The first part should be:

$$ g^{ij} \nabla_i \partial_j + \underbrace{ \nabla_i g_{ij}}_\text{= 0, from a)} = g^{ij} \nabla_i \partial_j + \underbrace{( \nabla_i g_{ij}) \partial_j}_\text{= 0} = g^{ij} \nabla_i \partial_j + \underbrace{( \nabla_i g^{ij})\partial_j}_\text{= 0} = \nabla_i (g^{ij} \partial_j) = \nabla_i \partial^i = \Delta$$

f is not compactly supported so I don't think you can use this, although maybe they just forgot to write that. It does makes sense that we should use this identity, considering exercise (a) Carl (talk) 15:57, 20 June 2015 (CEST)

There is a simple proof for the derivative of the determinant:

We know that \(g\) is symmetric and therefore diagonalisable. \(\det g = \det (T^{-1}AT) = \det A\) where \(A\) is diagonal:

(Note that \(A_{jj}(t) > 0\) since \(g\) is also positive definite \(\Leftrightarrow\) the eigenavalues of \(g\) are strictly positiv)
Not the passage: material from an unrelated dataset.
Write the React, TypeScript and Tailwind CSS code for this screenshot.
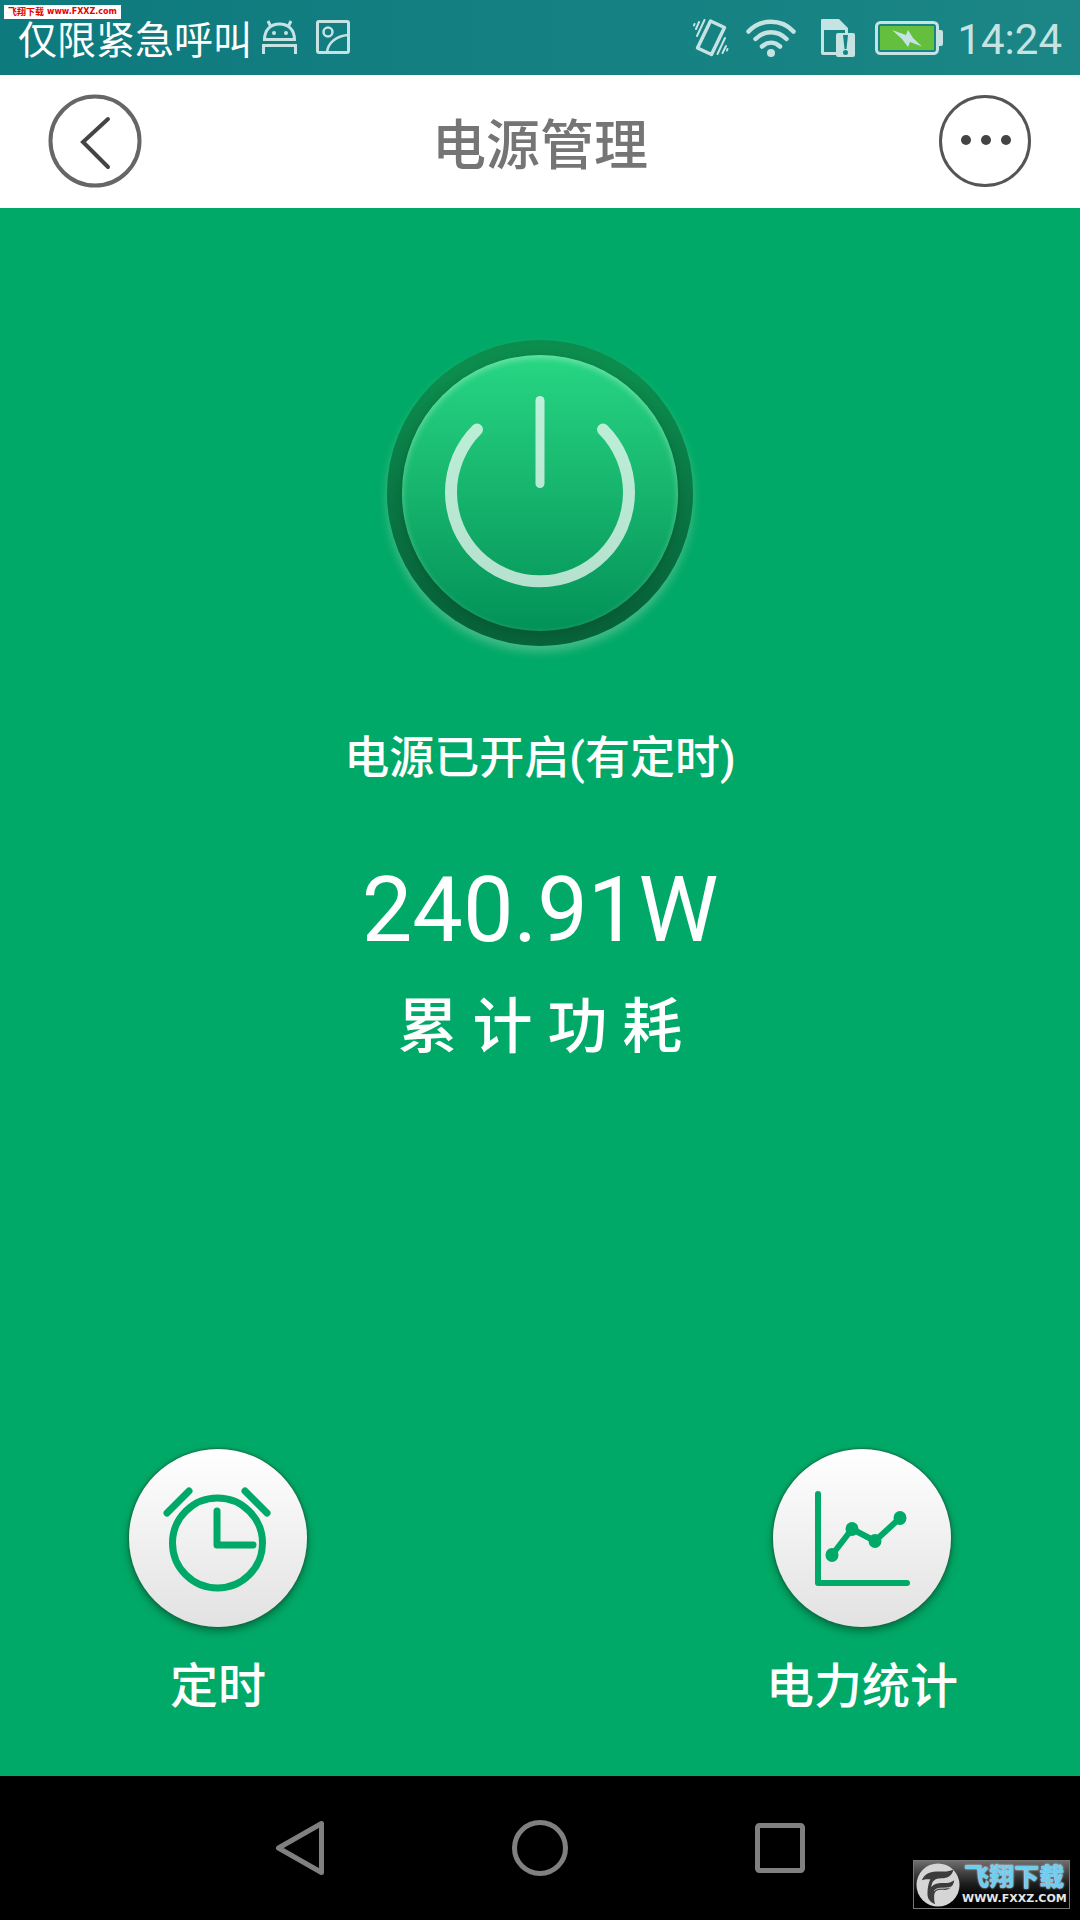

\begin{align} \frac{d}{dt} \det g(t) &= \frac{d}{dt}\det A(t) = \frac{d}{dt} \prod_{i=1}^n A_{ii}(t) = \sum_{j = 1}^n \prod_{i=1}^n \frac{A_{ii}(t)}{A_{jj}(t)} \dot{A}_{jj}(t) = \prod_{i=1}^n A_{ii}(t) \sum_{j = 1}^n \frac{\dot{A}_{jj}(t)}{A_{jj}(t)}\\ &= \det A(t) \sum_{j = 1}^n \frac{\dot{A}_{jj}(t)}{A_{jj}(t)} = \det A(t) \sum_{j = 1}^n (A(t)^{-1}\dot A(t))_{jj} = \det A(t) tr( A(t)^{-1} \dot{A}(t)) \end{align}

Carl (talk) 11:51, 28 June 2015 (CEST)

There was some stuff I forgot at the end. I added the full proof to the solution. I used dots in instead of derivatives in most places, this is probably bad style but it looks less confusing this way.

Carl (talk) 15:50, 28 June 2015 (CEST)

you forgot to change the indicies in b) of solution (so you use j for the derivative and also for to sum over, which is confusing)

I've also got an alternative proof for \(tr(g^{-1}\dot{g})=tr(A^{-1}\dot{A})\):

\begin{align} g^{-1}\dot{g}&=(T^{-1}AT)^{-1}\dot{(T^{-1}AT)} \\ &=T^{-1}A^{-1}T(\dot{T^{-1}}AT+T^{-1}\dot{A}T+T^{-1}A\dot{T}) \\ &=T^{-1}(-A^{-1}\dot{T}T^{-1}A+A^{-1}\dot{A}+\dot{T}T^{-1})T \end{align}

As \(\dot{TT^{-1}}=\dot{T}T^{-1}+T\dot{T^{-1}}=0\).

Since the trace is linear and invariant under conjugacy, $$tr(g^{-1}\dot{g})=tr(T^{-1}(-A^{-1}\dot{T}T^{-1}A+A^{-1}\dot{A}+\dot{T}T^{-1})T)=tr(-A^{-1}\dot{T}T^{-1}A+A^{-1}\dot{A}+\dot{T}T^{-1})=-tr(-A^{-1}\dot{T}T^{-1}A)+tr(A^{-1}\dot{A})+tr(\dot{T}T^{-1})=tr(A^{-1}\dot{A})$$

--Brynerm (talk) 09:53, 1 July 2015 (CEST)

thanks for pointing that out with the j's. And yes it is a bit faster using the fact that the trace is invariant under conjugacy instead of always using \(tr(AB) = tr(BA)\).

Carl (talk) 11:19, 1 July 2015 (CEST)

I think there is a little typo in Cravens solution. When he calculates \( L_{g} \) in part b), I believe he meant to write \( \frac{1}{2\det{\boldsymbol{g}}} \) instead of \( \frac{1}{2\det{\boldsymbol{f}}} \)

--Simon (talk) 10:57, 22 July 2015 (CEST)